- **Supplied data**
= = = =
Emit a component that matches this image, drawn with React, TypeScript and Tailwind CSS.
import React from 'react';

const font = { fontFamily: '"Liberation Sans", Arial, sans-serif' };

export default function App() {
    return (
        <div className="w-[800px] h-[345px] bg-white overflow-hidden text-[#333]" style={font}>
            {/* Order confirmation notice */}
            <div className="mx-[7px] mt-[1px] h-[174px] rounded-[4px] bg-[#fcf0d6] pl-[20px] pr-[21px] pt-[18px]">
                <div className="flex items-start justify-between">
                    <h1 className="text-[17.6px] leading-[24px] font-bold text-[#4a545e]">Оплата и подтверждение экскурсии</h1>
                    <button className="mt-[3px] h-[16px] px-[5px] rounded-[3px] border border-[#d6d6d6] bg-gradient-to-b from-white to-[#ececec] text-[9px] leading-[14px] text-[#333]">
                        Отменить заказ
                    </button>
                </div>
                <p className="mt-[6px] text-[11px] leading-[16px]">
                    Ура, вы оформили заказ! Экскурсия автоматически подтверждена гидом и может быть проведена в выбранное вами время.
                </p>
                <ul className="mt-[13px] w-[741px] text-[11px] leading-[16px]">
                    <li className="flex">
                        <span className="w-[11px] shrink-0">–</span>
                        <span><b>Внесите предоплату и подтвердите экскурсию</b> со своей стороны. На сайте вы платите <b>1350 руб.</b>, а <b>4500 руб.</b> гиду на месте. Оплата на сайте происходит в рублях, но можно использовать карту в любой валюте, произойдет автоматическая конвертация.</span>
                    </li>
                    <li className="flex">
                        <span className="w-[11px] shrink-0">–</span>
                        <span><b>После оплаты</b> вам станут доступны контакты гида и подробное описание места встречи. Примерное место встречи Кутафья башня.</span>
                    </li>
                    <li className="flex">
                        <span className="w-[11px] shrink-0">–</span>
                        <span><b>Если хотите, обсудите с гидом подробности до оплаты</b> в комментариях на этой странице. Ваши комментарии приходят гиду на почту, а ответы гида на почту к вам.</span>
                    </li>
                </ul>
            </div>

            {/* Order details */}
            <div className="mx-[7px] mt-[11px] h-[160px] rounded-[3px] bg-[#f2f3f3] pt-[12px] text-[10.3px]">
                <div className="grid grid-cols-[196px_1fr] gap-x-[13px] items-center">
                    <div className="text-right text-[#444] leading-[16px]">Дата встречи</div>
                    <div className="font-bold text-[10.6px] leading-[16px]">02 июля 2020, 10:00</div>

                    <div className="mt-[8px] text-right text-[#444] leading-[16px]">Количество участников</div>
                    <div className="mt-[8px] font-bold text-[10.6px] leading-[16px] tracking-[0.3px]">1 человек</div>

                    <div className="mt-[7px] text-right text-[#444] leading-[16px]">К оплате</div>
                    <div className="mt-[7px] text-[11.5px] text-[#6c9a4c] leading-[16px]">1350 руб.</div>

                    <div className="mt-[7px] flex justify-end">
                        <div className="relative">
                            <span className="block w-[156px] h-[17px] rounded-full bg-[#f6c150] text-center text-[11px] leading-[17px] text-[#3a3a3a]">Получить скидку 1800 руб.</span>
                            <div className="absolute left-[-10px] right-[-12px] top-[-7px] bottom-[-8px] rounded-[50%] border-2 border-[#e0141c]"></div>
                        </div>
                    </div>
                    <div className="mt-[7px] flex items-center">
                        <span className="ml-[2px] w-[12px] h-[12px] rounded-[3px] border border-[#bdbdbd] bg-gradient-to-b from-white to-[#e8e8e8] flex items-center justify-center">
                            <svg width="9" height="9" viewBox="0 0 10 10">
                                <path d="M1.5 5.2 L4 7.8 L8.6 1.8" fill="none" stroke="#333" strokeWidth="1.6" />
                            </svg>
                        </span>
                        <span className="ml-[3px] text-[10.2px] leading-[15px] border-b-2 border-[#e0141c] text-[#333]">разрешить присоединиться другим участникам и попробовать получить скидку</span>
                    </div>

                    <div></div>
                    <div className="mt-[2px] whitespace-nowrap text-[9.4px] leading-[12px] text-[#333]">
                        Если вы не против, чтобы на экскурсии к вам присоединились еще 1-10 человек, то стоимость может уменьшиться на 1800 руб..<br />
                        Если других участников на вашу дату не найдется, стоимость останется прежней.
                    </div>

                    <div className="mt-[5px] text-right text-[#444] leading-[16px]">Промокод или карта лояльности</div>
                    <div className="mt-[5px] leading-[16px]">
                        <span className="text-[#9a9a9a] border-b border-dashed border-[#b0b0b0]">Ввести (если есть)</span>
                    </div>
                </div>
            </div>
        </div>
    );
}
= = = =
- **Task goal**
The lines above should be duplicated exactly.

- **Written solution**
Emit a component that matches this image, drawn with React, TypeScript and Tailwind CSS.
import React from 'react';

const font = { fontFamily: '"Liberation Sans", Arial, sans-serif' };

export default function App() {
    return (
        <div className="w-[800px] h-[345px] bg-white overflow-hidden text-[#333]" style={font}>
            {/* Order confirmation notice */}
            <div className="mx-[7px] mt-[1px] h-[174px] rounded-[4px] bg-[#fcf0d6] pl-[20px] pr-[21px] pt-[18px]">
                <div className="flex items-start justify-between">
                    <h1 className="text-[17.6px] leading-[24px] font-bold text-[#4a545e]">Оплата и подтверждение экскурсии</h1>
                    <button className="mt-[3px] h-[16px] px-[5px] rounded-[3px] border border-[#d6d6d6] bg-gradient-to-b from-white to-[#ececec] text-[9px] leading-[14px] text-[#333]">
                        Отменить заказ
                    </button>
                </div>
                <p className="mt-[6px] text-[11px] leading-[16px]">
                    Ура, вы оформили заказ! Экскурсия автоматически подтверждена гидом и может быть проведена в выбранное вами время.
                </p>
                <ul className="mt-[13px] w-[741px] text-[11px] leading-[16px]">
                    <li className="flex">
                        <span className="w-[11px] shrink-0">–</span>
                        <span><b>Внесите предоплату и подтвердите экскурсию</b> со своей стороны. На сайте вы платите <b>1350 руб.</b>, а <b>4500 руб.</b> гиду на месте. Оплата на сайте происходит в рублях, но можно использовать карту в любой валюте, произойдет автоматическая конвертация.</span>
                    </li>
                    <li className="flex">
                        <span className="w-[11px] shrink-0">–</span>
                        <span><b>После оплаты</b> вам станут доступны контакты гида и подробное описание места встречи. Примерное место встречи Кутафья башня.</span>
                    </li>
                    <li className="flex">
                        <span className="w-[11px] shrink-0">–</span>
                        <span><b>Если хотите, обсудите с гидом подробности до оплаты</b> в комментариях на этой странице. Ваши комментарии приходят гиду на почту, а ответы гида на почту к вам.</span>
                    </li>
                </ul>
            </div>

            {/* Order details */}
            <div className="mx-[7px] mt-[11px] h-[160px] rounded-[3px] bg-[#f2f3f3] pt-[12px] text-[10.3px]">
                <div className="grid grid-cols-[196px_1fr] gap-x-[13px] items-center">
                    <div className="text-right text-[#444] leading-[16px]">Дата встречи</div>
                    <div className="font-bold text-[10.6px] leading-[16px]">02 июля 2020, 10:00</div>

                    <div className="mt-[8px] text-right text-[#444] leading-[16px]">Количество участников</div>
                    <div className="mt-[8px] font-bold text-[10.6px] leading-[16px] tracking-[0.3px]">1 человек</div>

                    <div className="mt-[7px] text-right text-[#444] leading-[16px]">К оплате</div>
                    <div className="mt-[7px] text-[11.5px] text-[#6c9a4c] leading-[16px]">1350 руб.</div>

                    <div className="mt-[7px] flex justify-end">
                        <div className="relative">
                            <span className="block w-[156px] h-[17px] rounded-full bg-[#f6c150] text-center text-[11px] leading-[17px] text-[#3a3a3a]">Получить скидку 1800 руб.</span>
                            <div className="absolute left-[-10px] right-[-12px] top-[-7px] bottom-[-8px] rounded-[50%] border-2 border-[#e0141c]"></div>
                        </div>
                    </div>
                    <div className="mt-[7px] flex items-center">
                        <span className="ml-[2px] w-[12px] h-[12px] rounded-[3px] border border-[#bdbdbd] bg-gradient-to-b from-white to-[#e8e8e8] flex items-center justify-center">
                            <svg width="9" height="9" viewBox="0 0 10 10">
                                <path d="M1.5 5.2 L4 7.8 L8.6 1.8" fill="none" stroke="#333" strokeWidth="1.6" />
                            </svg>
                        </span>
                        <span className="ml-[3px] text-[10.2px] leading-[15px] border-b-2 border-[#e0141c] text-[#333]">разрешить присоединиться другим участникам и попробовать получить скидку</span>
                    </div>

                    <div></div>
                    <div className="mt-[2px] whitespace-nowrap text-[9.4px] leading-[12px] text-[#333]">
                        Если вы не против, чтобы на экскурсии к вам присоединились еще 1-10 человек, то стоимость может уменьшиться на 1800 руб..<br />
                        Если других участников на вашу дату не найдется, стоимость останется прежней.
                    </div>

                    <div className="mt-[5px] text-right text-[#444] leading-[16px]">Промокод или карта лояльности</div>
                    <div className="mt-[5px] leading-[16px]">
                        <span className="text-[#9a9a9a] border-b border-dashed border-[#b0b0b0]">Ввести (если есть)</span>
                    </div>
                </div>
            </div>
        </div>
    );
}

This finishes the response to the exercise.